The Drakensburg Mountain range separates South Africa from Lesotho and is appropriately called uKhahlamba in Zulu, which means the ‘Barrier of Spears’. This splendid mountain escarpment is home to huge birds of prey and draws photographers from afar, all seeking their own shot of a Bearded or Cape Vulture in flight. At the Giant’s Castle bird hide I decided however, that I wanted to capture the smaller inhabitants of the uKhahlamba as well…

And so it was, that while my friends hid bones under rocks for the vultures, I walked along the edge of a ridge, bent over and squatting, much like a vulture myself. Staying low to the ground I searched for a suitable rock and by suitable, I mean that, I was looking for a rock that would offer my photographic audience a panoramic view of the splendid mountain vista. Once having located the perfect rock, I set my camera up and trying to get the horizon straight, with my head so low to the terra firma that my ear was chaffing on a rock of its own, reminded me of awkward suburban evenings playing twister. Once my camera and wide-angle lens were in place, the easy and pleasurable part lay ahead.

All I had to do was sit inside a hide and stare at the beautiful mountains, and of course at my rock, for a couple of days. I was hoping that a bird of any description would hop into my panorama and more specifically, onto the tip of my beloved rock. It was blind hope, the kind that every wildlife photographer has to possess! On the third day, a dozen muffins and three flasks of coffee later, a tiny non-descript little bird hoped onto the rock, as if it was its own throne. The tiny LBJ surveyed its majestic kingdom for a few brief seconds. I pressed my remote trigger so hard, that I feared the button would break!
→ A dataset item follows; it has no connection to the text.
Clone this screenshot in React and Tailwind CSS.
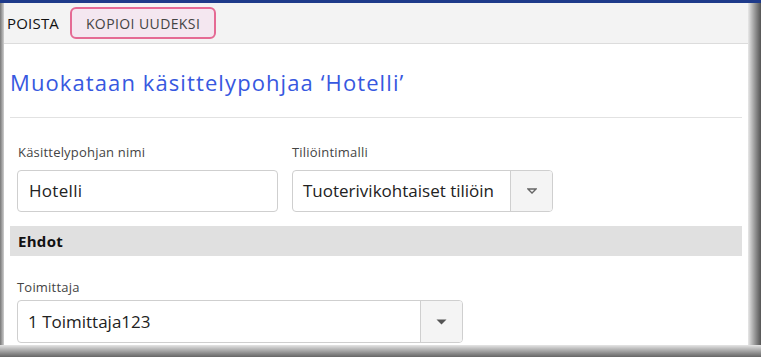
export default function App() {
  const font = { fontFamily: '"Open Sans", "Noto Sans", sans-serif' };
  return (
    <div className="w-[761px] h-[357px] overflow-hidden bg-[#6b6b6b] flex flex-col" style={font}>
      <div className="h-[3px] bg-[#1e3a8a] shrink-0" />
      <div className="flex flex-1 min-h-0">
        <div className="w-[4px] bg-gradient-to-r from-[#777] to-[#d0d0d0] shrink-0" />
        <div className="flex-1 flex flex-col bg-white min-w-0">
          <div className="h-[41px] bg-[#f3f3f3] border-b border-[#dcdcdc] flex items-center shrink-0">
            <span className="ml-[3px] text-[15px] tracking-[0.2px] text-[#111]">POISTA</span>
            <button className="ml-[11px] h-[32px] w-[146px] rounded-[6px] border-2 border-[#e56a94] bg-[#f4e7f0] text-[14px] tracking-[0.4px] text-[#444]">
              KOPIOI UUDEKSI
            </button>
          </div>
          <div className="px-[6px]">
            <h1 className="text-[22px] tracking-[1.1px] text-[#3758e0] h-[74px] pt-[4px] flex items-center border-b border-[#e2e2e2]">
              Muokataan käsittelypohjaa ‘Hotelli’
            </h1>
            <div className="flex gap-[14px] pl-[7px] pt-[25px]">
              <div className="w-[261px]">
                <div className="text-[13px] tracking-[0.2px] text-[#444] ml-[1px] mb-[9px] leading-[18px]">Käsittelypohjan nimi</div>
                <div className="h-[42px] border border-[#cfcfcf] rounded-[4px] flex items-center px-[11px] text-[17px] tracking-[0.3px] text-[#222]">
                  Hotelli
                </div>
              </div>
              <div className="w-[261px]">
                <div className="text-[13px] tracking-[0.2px] text-[#444] mb-[9px] leading-[18px]">Tiliöintimalli</div>
                <div className="h-[42px] border border-[#cfcfcf] rounded-[4px] flex text-[17px] text-[#222] overflow-hidden">
                  <div className="flex-1 flex items-center pl-[10px] overflow-hidden whitespace-nowrap">
                    Tuoterivikohtaiset tiliöin
                  </div>
                  <div className="w-[42px] border-l border-[#cfcfcf] bg-[#f4f4f4] flex items-center justify-center shrink-0">
                    <svg width="10" height="6" viewBox="0 0 10 6">
                      <path d="M1 1 L9 1 L5 5 Z" fill="none" stroke="#666" strokeWidth="1.3" />
                    </svg>
                  </div>
                </div>
              </div>
            </div>
            <div className="mt-[14px] h-[30px] bg-[#e0e0e0] flex items-center pl-[8px] text-[15px] font-bold tracking-[0.3px] text-[#111]">
              Ehdot
            </div>
            <div className="pl-[7px] pt-[22px]">
              <div className="text-[13px] tracking-[0.2px] text-[#444] mb-[4px] leading-[18px]">Toimittaja</div>
              <div className="w-[446px] h-[43px] border border-[#cfcfcf] rounded-[4px] flex text-[17px] text-[#222] overflow-hidden">
                <div className="flex-1 flex items-center pl-[10px]">1 Toimittaja123</div>
                <div className="w-[42px] border-l border-[#cfcfcf] bg-[#f4f4f4] flex items-center justify-center shrink-0">
                  <svg width="11" height="6" viewBox="0 0 11 6">
                    <path d="M0.5 0.5 L10.5 0.5 L5.5 5.5 Z" fill="#555" />
                  </svg>
                </div>
              </div>
            </div>
          </div>
        </div>
        <div className="w-[13px] bg-gradient-to-r from-[#e8e8e8] to-[#555] shrink-0" />
      </div>
      <div className="h-[12px] bg-gradient-to-b from-[#e6e6e6] to-[#666] shrink-0" />
    </div>
  );
}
Rushing out the hide, and scaring the vultures away, I gazed at my camera’s LCD. I soon realized that this female Buff-streaked Chat (Oenanthe bifasciata) had just become the true giant of Giant’s Castle or as Africa Geographic so eloquently put it, ‘The Queen of Giant’s Castle’!

Technical Details: 35mm DSLR body, 24mm focal length, ISO 400, F22 and 1/50th, gorilla pod, remote trigger.